Options Available for displaying Your Digital Photography

             Once you have created a digital image file on your PC you can create an endless number of copies in a wide range of formats.  Since your image file is electronic, you can make multiple copies, edit copies, combine copies, etc., all without loss of quality in your original image.  With this in mind, some of the ways you may display your image include:

  • Electronic Picture Frames:  An electronic picture frame is just that, a picture frame with a small memory chip that stores a number of images (12, 24 or more) and then displays the images on a LCD screen within the picture frame.  Most of these permit some kind of slide show rotating between images and maybe even with fades and blends between the image changes.  Electronic picture frames can be found for as low as $75.00, depending on the screen size and memory capacity.
  • Display on Your Computer:  You can easily link your computer screen saver to your My Documents/My Photos folder to use photo images you choose to include in the selected file folder as a screen saver.  Or you can use your digital photography editing software to prepare a slide show of selected photographs.
  • Display on Your Television:  Popular software is available to permit a link from your computer to your television to make your television a display for your photo slide show.  You can now replace the photo slide projector with a digital slide show complete with fades, titles and other enhancements on your television.
  • Email photos to family and friends:  You can email your photo images as attachments to regular email messages or often directly from your digital photography editing software.
  • Print Photo Albums:  Many photo album programs will assist you in compiling photographs by topic and printing specialized photo albums.
  • Print Individual Photographs:  The remainder of this article addresses some of the choices you have in selecting printers, printing medium and inks for printing individual photographs from your digital image files.

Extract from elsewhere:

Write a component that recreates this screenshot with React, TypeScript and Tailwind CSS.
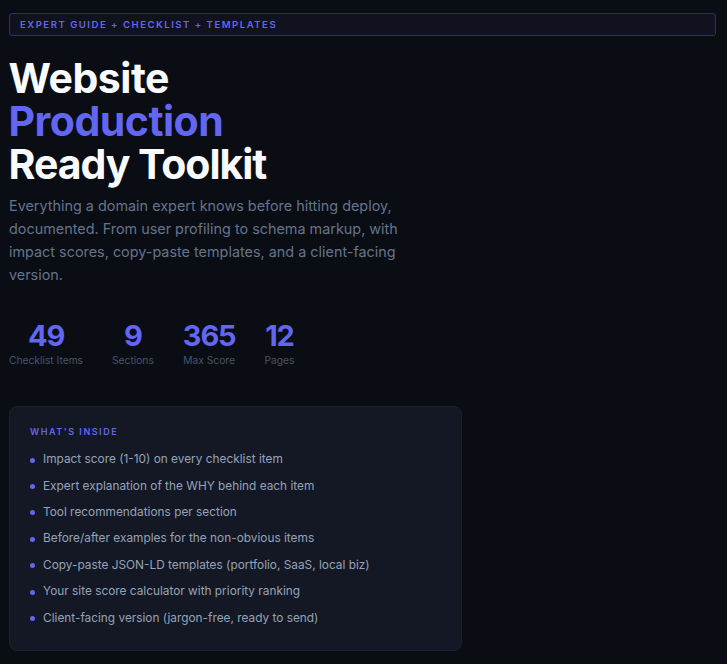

Printing Digital Image Files

             You can either print your digital photographs yourself or have someone else print them for you.  With film photography the choice was clear, if you didn’t have a photography darkroom and know the techniques of chemical processing, you sent your photographs out to a commercial processor.  Today, commercial processors still provide expertise, consistency and reliability in producing your photographic prints.  And today you also have more choice in accessing the services of a commercial processor.  Generally, you have the choice of sending your digital image files to your processor over the Internet; going to a kiosk (a stand alone user directed digital photography processing machine) or going to a commercial processor directly.  Each of these is basically the same in that the commercial processor will take your digital image files either from your computer; from your camera’s memory card or from a disk you prepared on your computer, and will give you back your prints along with your digital images on some kind of storage disk (often at an extra charge).

             As with film processing, the commercial processor doesn’t know your subject and your objectives so he can only correct obvious image problems such as brightness and contrast, then print the image for you.  Aside from this, commercial processing offers high paper and ink stability, consistency in size and print format and convenience.  If you like the convenience and consistency, but want more control over the image, many traditional commercial processing outlets offer kiosks where you can input your digital camera’s memory card, view the images and make some image modifications, then have the kiosk print your photo for you.

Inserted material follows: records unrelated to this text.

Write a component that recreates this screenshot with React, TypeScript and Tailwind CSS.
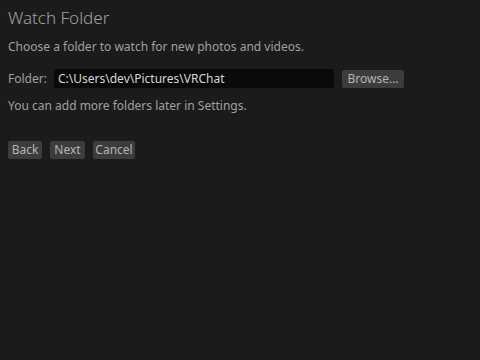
import React from "react";

export default function App() {
  const font = { fontFamily: '"Noto Sans", "Open Sans", sans-serif' };
  const btn =
    "h-[18px] bg-[#3c3c3c] rounded-[2px] leading-[18px] text-[#b4b4b4] text-center";
  return (
    <div
      className="w-[480px] h-[360px] bg-[#1b1b1b] px-[8px] pt-[8px] text-[#a0a0a0] overflow-hidden"
      style={font}
    >
      <div className="h-[20px] leading-[20px] text-[17px] font-light">Watch Folder</div>
      <div className="mt-[11px] h-[16px] leading-[16px] text-[12px]">
        Choose a folder to watch for new photos and videos.
      </div>
      <div className="mt-[14px] h-[19px] flex items-center text-[12px]">
        <span className="w-[46px] leading-[16px]">Folder:</span>
        <div className="w-[280px] h-[19px] bg-[#0a0a0a] rounded-[2px] pl-[4px] leading-[19px] text-[#d6d6d6]">
          C:\Users\dev\Pictures\VRChat
        </div>
        <button className={`${btn} ml-[8px] w-[62px]`}>Browse…</button>
      </div>
      <div className="mt-[10px] h-[16px] leading-[16px] text-[12px]">
        You can add more folders later in Settings.
      </div>
      <div className="mt-[27px] flex gap-[8px] text-[12px]">
        <button className={`${btn} w-[34px]`}>Back</button>
        <button className={`${btn} w-[35px]`}>Next</button>
        <button className={`${btn} w-[42px]`}>Cancel</button>
      </div>
    </div>
  );
}
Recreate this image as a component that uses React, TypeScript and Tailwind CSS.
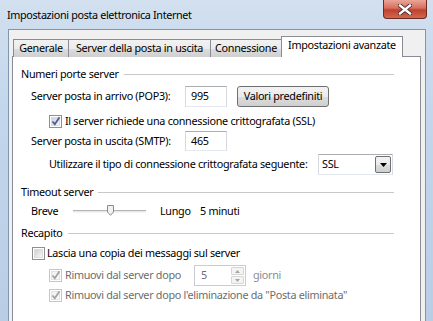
import React from 'react';

const Check: React.FC<{ checked?: boolean; disabled?: boolean }> = ({ checked, disabled }) => (
  <div
    className={`w-[13px] h-[13px] shrink-0 border flex items-center justify-center bg-white ${
      disabled ? 'border-[#c6c6c6]' : 'border-[#8e8f8f]'
    }`}
  >
    <div
      className={`w-[9px] h-[9px] relative ${
        disabled
          ? 'bg-[linear-gradient(135deg,#f0f0f0,#fcfcfc)] border border-[#e3e3e3]'
          : 'bg-[linear-gradient(135deg,#cdd1d6,#f7f7f7)] border border-[#dcdcdc]'
      }`}
    >
      {checked && (
        <svg className="absolute -left-[2px] -top-[3px]" width="12" height="12" viewBox="0 0 12 12">
          <path
            d="M2.5 6.5 L4.8 9.2 L9.5 2.2"
            fill="none"
            stroke={disabled ? '#a3a3a3' : '#4a5f97'}
            strokeWidth="1.8"
          />
        </svg>
      )}
    </div>
  </div>
);

const GroupTitle: React.FC<{ label: string; className: string }> = ({ label, className }) => (
  <div className={`flex items-center h-[16px] pl-[8px] pr-[26px] ${className}`}>
    <span>{label}</span>
    <div className="flex-1 h-px bg-[#c8c8c8] ml-[5px]"></div>
  </div>
);

const Tab: React.FC<{ label: string; w: string }> = ({ label, w }) => (
  <div
    className={`${w} h-[18px] border border-r-0 border-b-0 border-[#898c95] bg-[linear-gradient(180deg,#f2f2f2_0%,#ebebeb_50%,#dddddd_51%,#cfcfcf_100%)] flex items-center justify-center leading-none pb-[1px]`}
  >
    {label}
  </div>
);

export default function App() {
  return (
    <div className="w-[433px] h-[321px] overflow-hidden relative whitespace-nowrap bg-[linear-gradient(180deg,#d2e0ef_0%,#c3d6eb_35%,#b9cde5_100%)] font-['Segoe_UI','Noto_Sans',sans-serif] text-[10.8px] tracking-[-0.3px] text-black">
      {/* title bar */}
      <div className="h-[29px] pl-[7px] pt-[7px] leading-[16px] text-[10.8px] tracking-[-0.35px] text-black">
        Impostazioni posta elettronica Internet
      </div>
      <div className="absolute right-[6px] top-0 w-[44px] h-[19px] rounded-b-[4px] border border-t-0 border-[#6e2b23] bg-[linear-gradient(180deg,#eaa697_0%,#d86f5e_45%,#c2402f_55%,#cf6a4e_100%)] flex items-center justify-center">
        <svg width="14" height="11" viewBox="0 0 14 11">
          <path d="M2 1.5 L12 9.5 M12 1.5 L2 9.5" stroke="#3b2020" strokeWidth="4" strokeLinecap="square" />
          <path d="M2 1.5 L12 9.5 M12 1.5 L2 9.5" stroke="#ffffff" strokeWidth="2.4" strokeLinecap="square" />
        </svg>
      </div>

      {/* client area */}
      <div className="ml-[8px] mr-[7px] h-[300px] bg-[#f0f0f0] border border-[#8096b0] pt-[6px] px-[3px]">
        {/* tabs */}
        <div className="flex items-end pl-[1px] h-[21px] relative z-10">
          <Tab label="Generale" w="w-[55px]" />
          <Tab label="Server della posta in uscita" w="w-[142px]" />
          <div className="w-[72px] h-[18px] border border-b-0 border-[#898c95] bg-[linear-gradient(180deg,#f2f2f2_0%,#ebebeb_50%,#dddddd_51%,#cfcfcf_100%)] flex items-center justify-center leading-none pb-[1px]">
            Connessione
          </div>
          <div className="w-[122px] h-[21px] -ml-[1px] border border-b-0 border-[#898c95] bg-white flex items-center justify-center leading-none pb-[3px]">
            Impostazioni avanzate
          </div>
        </div>

        {/* panel */}
        <div className="-mt-[1px] w-[409px] h-[280px] bg-white border border-[#898c95] pt-px">
          <GroupTitle label="Numeri porte server" className="mt-[8px]" />

          <div className="mt-[4px] h-[21px] flex items-center">
            <span className="ml-[18px] w-[154px]">Server posta in arrivo (POP3):</span>
            <div className="w-[42px] h-[21px] border border-[#abadb3] border-b-[#e3e9ef] border-x-[#d5d9e0] flex items-center pl-[5px]">
              995
            </div>
            <div className="ml-[10px] w-[92px] h-[21px] rounded-[3px] border border-[#707070] bg-[linear-gradient(180deg,#f2f2f2_0%,#ebebeb_50%,#dddddd_51%,#cfcfcf_100%)] flex items-center justify-center leading-none pb-[1px]">
              Valori predefiniti
            </div>
          </div>

          <div className="mt-[7px] h-[14px] flex items-center">
            <div className="ml-[36px]">
              <Check checked />
            </div>
            <span className="ml-[3px]">Il server richiede una connessione crittografata (SSL)</span>
          </div>

          <div className="mt-[3px] h-[20px] flex items-center">
            <span className="ml-[18px] w-[154px]">Server posta in uscita (SMTP):</span>
            <div className="w-[42px] h-[20px] border border-[#abadb3] border-b-[#e3e9ef] border-x-[#d5d9e0] flex items-center pl-[5px]">
              465
            </div>
          </div>

          <div className="mt-[3px] h-[21px] flex items-center">
            <span className="ml-[36px] w-[269px]">Utilizzare il tipo di connessione crittografata seguente:</span>
            <div className="w-[75px] h-[21px] border border-[#abadb3] border-b-[#e3e9ef] border-x-[#d5d9e0] flex items-center justify-between pl-[3px] pr-[1px]">
              <span>SSL</span>
              <div className="w-[16px] h-[17px] rounded-[2px] border border-[#707070] bg-[linear-gradient(180deg,#f2f2f2_0%,#ebebeb_50%,#dddddd_51%,#cfcfcf_100%)] flex items-center justify-center">
                <svg width="7" height="4" viewBox="0 0 7 4">
                  <path d="M0 0 L7 0 L3.5 4 Z" fill="#000" />
                </svg>
              </div>
            </div>
          </div>

          <GroupTitle label="Timeout server" className="mt-[9px]" />

          <div className="mt-[3px] h-[16px] flex items-center">
            <span className="ml-[18px] w-[42px]">Breve</span>
            <div className="w-[73px] h-[16px] relative flex items-center">
              <div className="w-full h-[3px] border-t border-[#b4b4b4] border-b border-b-[#f4f4f4] bg-[#e7eaea]"></div>
              <svg className="absolute left-[34px] top-[2px]" width="7" height="11" viewBox="0 0 7 11">
                <path d="M0.5 0.5 H6.5 V7 L3.5 10.3 L0.5 7 Z" fill="#f1f1f1" stroke="#8a8a8a" />
              </svg>
            </div>
            <span className="ml-[14px] w-[40px]">Lungo</span>
            <span>5 minuti</span>
          </div>

          <GroupTitle label="Recapito" className="mt-[6px]" />

          <div className="mt-[5px] h-[14px] flex items-center">
            <div className="ml-[19px]">
              <Check />
            </div>
            <span className="ml-[2px]">Lascia una copia dei messaggi sul server</span>
          </div>

          <div className="mt-[5px] h-[21px] flex items-center text-[#6d6d6d]">
            <div className="ml-[36px]">
              <Check checked disabled />
            </div>
            <span className="ml-[3px] w-[129px]">Rimuovi dal server dopo</span>
            <div className="w-[52px] h-[21px] border border-[#c9ccd2] flex items-center justify-between pl-[6px] pr-px">
              <span className="text-[#6d6d6d]">5</span>
              <div className="w-[13px] h-[17px] flex flex-col">
                <div className="h-[8px] border border-[#d6d6d6] rounded-[1px] bg-[#f4f4f4] flex items-center justify-center">
                  <svg width="5" height="3" viewBox="0 0 5 3">
                    <path d="M0 3 L5 3 L2.5 0 Z" fill="#a6a6a6" />
                  </svg>
                </div>
                <div className="h-[8px] mt-px border border-[#d6d6d6] rounded-[1px] bg-[#f4f4f4] flex items-center justify-center">
                  <svg width="5" height="3" viewBox="0 0 5 3">
                    <path d="M0 0 L5 0 L2.5 3 Z" fill="#a6a6a6" />
                  </svg>
                </div>
              </div>
            </div>
            <span className="ml-[7px] text-[#8d8d8d]">giorni</span>
          </div>

          <div className="mt-[2px] h-[14px] flex items-center text-[#6d6d6d]">
            <div className="ml-[36px]">
              <Check checked disabled />
            </div>
            <span className="ml-[3px]">Rimuovi dal server dopo l'eliminazione da "Posta eliminata"</span>
          </div>
        </div>
      </div>
    </div>
  );
}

             Those of us that opt for more personal control over the image printing process will find numerous options await with printers for home use.  You can even print your digital photographs on a printing unit that works directly off of your camera or your camera’s memory card, without ever connecting to your PC.  This offers a fast and easy approach to processing snapshots that need a minimum of editing.  As we will explore below, camera direct printers range from those producing prints with no editing capability to those with LCD displays to review the image before printing and providing basic image editing software built into the printer, again without ever going to your PC.  Of course, your can still use your PC for advanced editing and again most camera direct printers will accept the image from your PC as well as your camera or memory card, giving you the best of both worlds.

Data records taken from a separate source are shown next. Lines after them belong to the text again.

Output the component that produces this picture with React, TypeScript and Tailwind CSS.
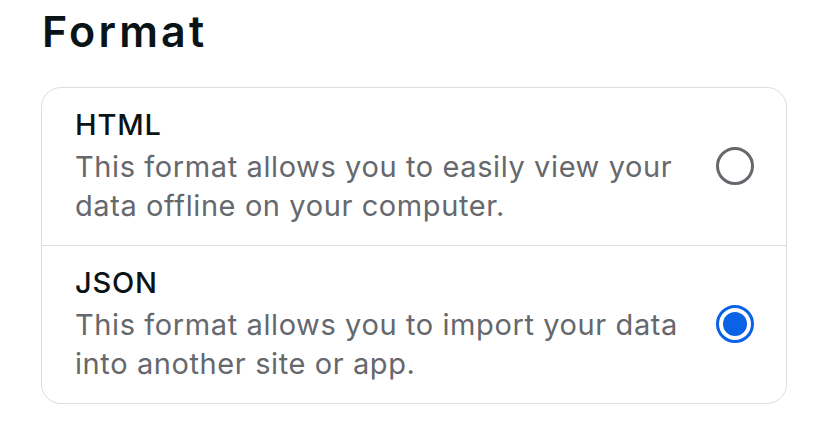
const options = [
  {
    id: "html",
    label: "HTML",
    description: "This format allows you to easily view your data offline on your computer.",
  },
  {
    id: "json",
    label: "JSON",
    description: "This format allows you to import your data into another site or app.",
  },
];

function Radio({ checked }: { checked: boolean }) {
  if (checked) {
    return (
      <span className="flex h-[38px] w-[38px] shrink-0 items-center justify-center rounded-full border-[3.5px] border-[#0a62e6]">
        <span className="h-[24px] w-[24px] rounded-full bg-[#0a62e6]" />
      </span>
    );
  }
  return <span className="h-[38px] w-[38px] shrink-0 rounded-full border-[3.5px] border-[#65686c]" />;
}

export default function App() {
  const selected = "json";

  return (
    <div className="h-[438px] w-[828px] bg-white px-[41px] pt-[6px] font-['Inter',sans-serif]">
      <h2 className="pl-[1px] text-[43px] font-semibold leading-[50px] tracking-[3.2px] text-[#0a1317]">Format</h2>

      {/* Options card */}
      <div className="mt-[31px] w-[746px] overflow-hidden rounded-[20px] border border-[#dadde1]">
        {options.map((opt, i) => (
          <div
            key={opt.id}
            className={
              "flex items-center gap-6 pb-[20px] pl-[33px] pr-[32px] pt-[19px] " +
              (i > 0 ? "border-t border-[#dadde1]" : "")
            }
          >
            <div className="flex-1">
              <p className="text-[29px] font-medium leading-[36px] tracking-[0.8px] text-[#0a1317]">{opt.label}</p>
              <p className="mt-[4px] text-[29px] leading-[39px] tracking-[0.6px] text-[#65686c]">{opt.description}</p>
            </div>
            <Radio checked={opt.id === selected} />
          </div>
        ))}
      </div>
    </div>
  );
}
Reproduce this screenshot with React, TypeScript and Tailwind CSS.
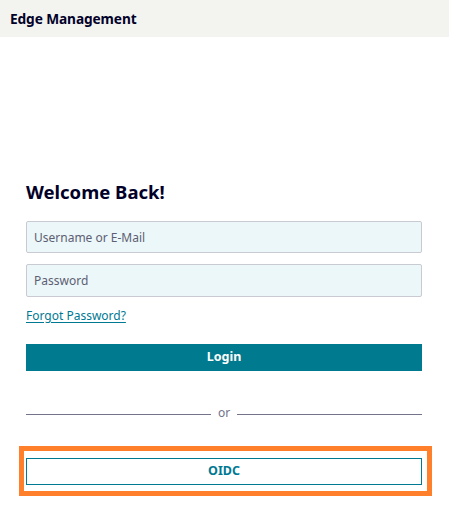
import { useState } from 'react';

export default function App() {
  const [username, setUsername] = useState('');
  const [password, setPassword] = useState('');

  return (
    <div className="min-h-screen bg-white text-[#000028]" style={{ fontFamily: '"Noto Sans", "Open Sans", sans-serif' }}>
      {/* Header */}
      <header className="h-[37px] bg-[#f3f3f0] flex items-center px-[10px]">
        <span className="text-[13.7px] font-bold leading-none tracking-[-0.1px]">Edge Management</span>
      </header>

      {/* Login form */}
      <main className="pl-[26px] pr-[27px] pt-[143px]">
        <h1 className="text-[18.5px] font-bold leading-[24px]">Welcome Back!</h1>

        <input
          value={username}
          onChange={(e) => setUsername(e.target.value)}
          placeholder="Username or E-Mail"
          className="mt-[17px] block w-full h-[32px] px-[7px] text-[12px] bg-[#ebf7f8] border border-[#cacad2] rounded-[2px] placeholder:text-[#5e5e74] outline-none"
        />
        <input
          type="password"
          value={password}
          onChange={(e) => setPassword(e.target.value)}
          placeholder="Password"
          className="mt-[11px] block w-full h-[33px] px-[7px] text-[12px] bg-[#ebf7f8] border border-[#cacad2] rounded-[2px] placeholder:text-[#5e5e74] outline-none"
        />

        <a href="#" className="mt-[10px] inline-block text-[12px] leading-[17px] text-[#007993] underline underline-offset-2">
          Forgot Password?
        </a>

        <button className="mt-[18px] block w-full h-[27px] bg-[#007a8f] text-white text-[12.5px] font-bold">
          Login
        </button>

        <div className="mt-[35px] h-[16px] flex items-center gap-[7px]">
          <div className="flex-1 h-px bg-[#737389]" />
          <span className="text-[12px] leading-none text-[#737389] -mt-[2px]">or</span>
          <div className="flex-1 h-px bg-[#737389]" />
        </div>

        <div className="relative mt-[36px]">
          <button className="block w-full h-[27px] border border-[#007993] text-[#007993] text-[12.5px] font-bold">
            OIDC
          </button>
          {/* highlight annotation */}
          <div className="absolute -left-[7px] -right-[10px] -top-[12px] -bottom-[11px] border-[5px] border-[#ff7f2a] pointer-events-none" />
        </div>
      </main>
    </div>
  );
}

             Finally, if you choose to print your digital photographs at home, you have a choice in selecting the printing process that best suits your preferences and objectives.  Basically, you can choose among laser, ink jet and what is termed dye diffusion thermal transfer printing.  Each has specific advantages and limitations that you will need to explore to find which best suits your style and needs.  Each of these processes is discussed below.

The Three Common Digital Photography Printing Techniques

             Printing your digital photographs is the process of transforming your electronic digital files into dots of ink on paper.  In doing so, there are lots of variations to consider, from the size of the dots, the spacing of dots, the characteristics of the paper and the ink, the process for adhesion of the ink onto the paper and the coatings or other process to enhance longevity of the image once printed.  Below, we discuss each of the three primary digital photography printing technique, laser, inkjet and dye transfusion, in regards to these characteristics.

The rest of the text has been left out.